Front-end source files
= = = = = = =

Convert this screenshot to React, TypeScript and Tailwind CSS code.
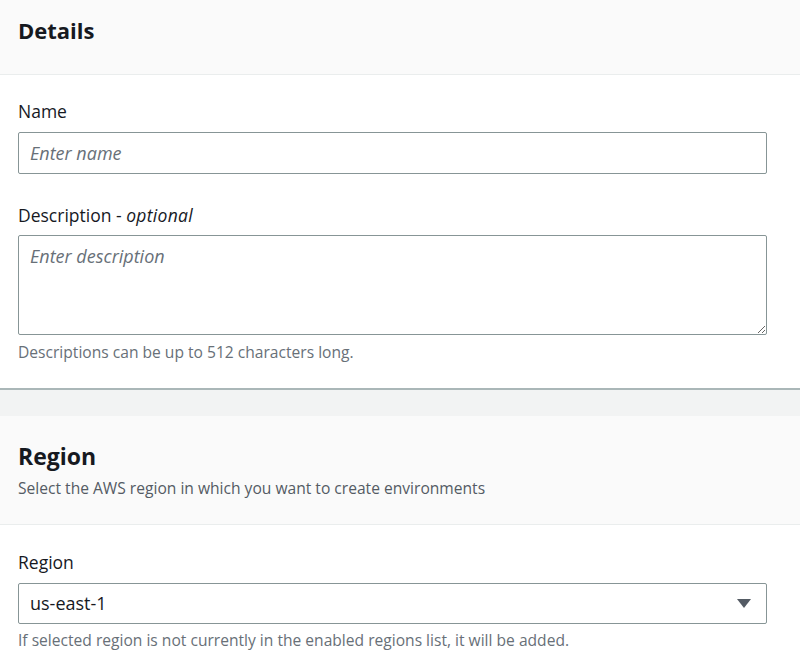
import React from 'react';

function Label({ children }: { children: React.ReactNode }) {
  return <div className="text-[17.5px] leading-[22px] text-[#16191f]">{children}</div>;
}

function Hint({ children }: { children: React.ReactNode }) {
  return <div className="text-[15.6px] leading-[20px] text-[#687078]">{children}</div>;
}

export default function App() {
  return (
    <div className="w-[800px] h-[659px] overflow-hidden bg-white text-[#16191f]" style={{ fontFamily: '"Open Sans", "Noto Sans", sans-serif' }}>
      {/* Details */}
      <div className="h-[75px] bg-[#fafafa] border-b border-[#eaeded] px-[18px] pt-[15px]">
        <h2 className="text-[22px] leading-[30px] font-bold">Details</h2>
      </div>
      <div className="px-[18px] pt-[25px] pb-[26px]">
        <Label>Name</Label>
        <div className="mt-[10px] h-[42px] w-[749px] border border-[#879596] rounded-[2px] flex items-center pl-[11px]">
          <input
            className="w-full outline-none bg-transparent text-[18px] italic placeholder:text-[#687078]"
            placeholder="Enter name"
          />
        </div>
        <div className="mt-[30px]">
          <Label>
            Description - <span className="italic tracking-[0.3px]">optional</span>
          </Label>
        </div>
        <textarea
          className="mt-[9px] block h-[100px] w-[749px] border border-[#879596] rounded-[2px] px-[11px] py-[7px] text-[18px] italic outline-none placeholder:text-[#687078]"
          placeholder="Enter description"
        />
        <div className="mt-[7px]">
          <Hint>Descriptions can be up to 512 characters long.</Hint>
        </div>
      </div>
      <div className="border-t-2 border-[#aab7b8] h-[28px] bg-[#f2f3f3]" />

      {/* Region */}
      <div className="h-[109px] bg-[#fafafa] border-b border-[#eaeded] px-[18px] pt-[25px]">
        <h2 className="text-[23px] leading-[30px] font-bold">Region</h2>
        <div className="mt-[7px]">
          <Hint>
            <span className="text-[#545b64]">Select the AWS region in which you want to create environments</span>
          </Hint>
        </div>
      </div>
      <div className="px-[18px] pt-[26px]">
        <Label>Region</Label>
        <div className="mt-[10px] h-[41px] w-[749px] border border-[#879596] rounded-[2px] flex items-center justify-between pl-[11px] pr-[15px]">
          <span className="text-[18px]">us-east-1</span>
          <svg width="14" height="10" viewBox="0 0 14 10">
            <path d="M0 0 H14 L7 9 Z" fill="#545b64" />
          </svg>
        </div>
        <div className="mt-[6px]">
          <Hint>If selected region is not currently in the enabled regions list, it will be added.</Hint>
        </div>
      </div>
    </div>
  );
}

= = = = = = =

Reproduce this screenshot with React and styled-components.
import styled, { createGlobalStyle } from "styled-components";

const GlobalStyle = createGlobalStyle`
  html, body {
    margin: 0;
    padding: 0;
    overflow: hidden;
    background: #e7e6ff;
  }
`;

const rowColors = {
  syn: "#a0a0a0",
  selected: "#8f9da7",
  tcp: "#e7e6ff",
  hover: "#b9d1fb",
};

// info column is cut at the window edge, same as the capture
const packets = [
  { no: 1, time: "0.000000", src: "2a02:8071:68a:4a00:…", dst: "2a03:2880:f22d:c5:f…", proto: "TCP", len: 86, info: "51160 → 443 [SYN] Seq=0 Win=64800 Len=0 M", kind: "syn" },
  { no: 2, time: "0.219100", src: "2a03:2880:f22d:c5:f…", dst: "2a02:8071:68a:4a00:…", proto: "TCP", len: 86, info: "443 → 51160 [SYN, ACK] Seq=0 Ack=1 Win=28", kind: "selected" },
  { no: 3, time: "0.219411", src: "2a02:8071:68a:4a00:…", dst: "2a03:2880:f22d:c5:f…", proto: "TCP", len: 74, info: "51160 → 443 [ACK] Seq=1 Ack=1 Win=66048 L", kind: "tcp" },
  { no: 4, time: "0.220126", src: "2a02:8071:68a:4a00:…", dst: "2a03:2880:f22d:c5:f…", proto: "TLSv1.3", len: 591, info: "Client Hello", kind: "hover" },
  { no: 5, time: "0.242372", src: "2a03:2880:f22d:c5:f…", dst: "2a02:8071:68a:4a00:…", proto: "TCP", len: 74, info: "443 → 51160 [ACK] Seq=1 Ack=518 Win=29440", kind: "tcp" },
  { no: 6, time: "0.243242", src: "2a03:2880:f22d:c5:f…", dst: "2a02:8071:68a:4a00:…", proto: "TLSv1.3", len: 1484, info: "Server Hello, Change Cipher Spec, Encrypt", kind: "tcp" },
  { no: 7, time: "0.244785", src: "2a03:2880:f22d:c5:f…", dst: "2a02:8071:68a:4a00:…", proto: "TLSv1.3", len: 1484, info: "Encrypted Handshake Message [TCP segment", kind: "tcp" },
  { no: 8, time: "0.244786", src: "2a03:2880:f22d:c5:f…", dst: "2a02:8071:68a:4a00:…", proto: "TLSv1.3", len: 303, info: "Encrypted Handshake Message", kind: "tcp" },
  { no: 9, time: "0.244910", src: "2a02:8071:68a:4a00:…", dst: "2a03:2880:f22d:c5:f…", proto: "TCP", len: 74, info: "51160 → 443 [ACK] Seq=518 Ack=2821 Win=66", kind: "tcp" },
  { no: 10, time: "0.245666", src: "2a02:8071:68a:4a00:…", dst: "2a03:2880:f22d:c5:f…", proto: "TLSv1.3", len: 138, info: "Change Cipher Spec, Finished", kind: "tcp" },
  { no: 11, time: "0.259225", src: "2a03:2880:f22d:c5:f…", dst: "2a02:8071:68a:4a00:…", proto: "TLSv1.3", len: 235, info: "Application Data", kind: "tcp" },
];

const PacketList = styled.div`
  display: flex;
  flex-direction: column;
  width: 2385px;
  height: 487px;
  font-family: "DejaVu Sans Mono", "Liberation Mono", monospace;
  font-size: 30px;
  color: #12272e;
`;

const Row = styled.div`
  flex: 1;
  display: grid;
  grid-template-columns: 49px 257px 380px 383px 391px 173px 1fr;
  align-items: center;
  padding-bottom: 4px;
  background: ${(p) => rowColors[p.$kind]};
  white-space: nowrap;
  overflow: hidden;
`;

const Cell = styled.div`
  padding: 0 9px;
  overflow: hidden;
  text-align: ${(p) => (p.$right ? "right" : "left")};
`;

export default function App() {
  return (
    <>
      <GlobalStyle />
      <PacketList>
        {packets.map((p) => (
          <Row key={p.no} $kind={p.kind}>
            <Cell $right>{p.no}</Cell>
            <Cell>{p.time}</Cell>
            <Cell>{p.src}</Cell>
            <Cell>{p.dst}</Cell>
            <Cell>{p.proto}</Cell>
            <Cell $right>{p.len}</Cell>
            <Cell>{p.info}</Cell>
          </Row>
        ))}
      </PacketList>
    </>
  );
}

= = = = = = =

* WHAT IS BEING ASKED: Say how many lines in this material hold "styled", and say nothing else.

* FULL ANSWER: 5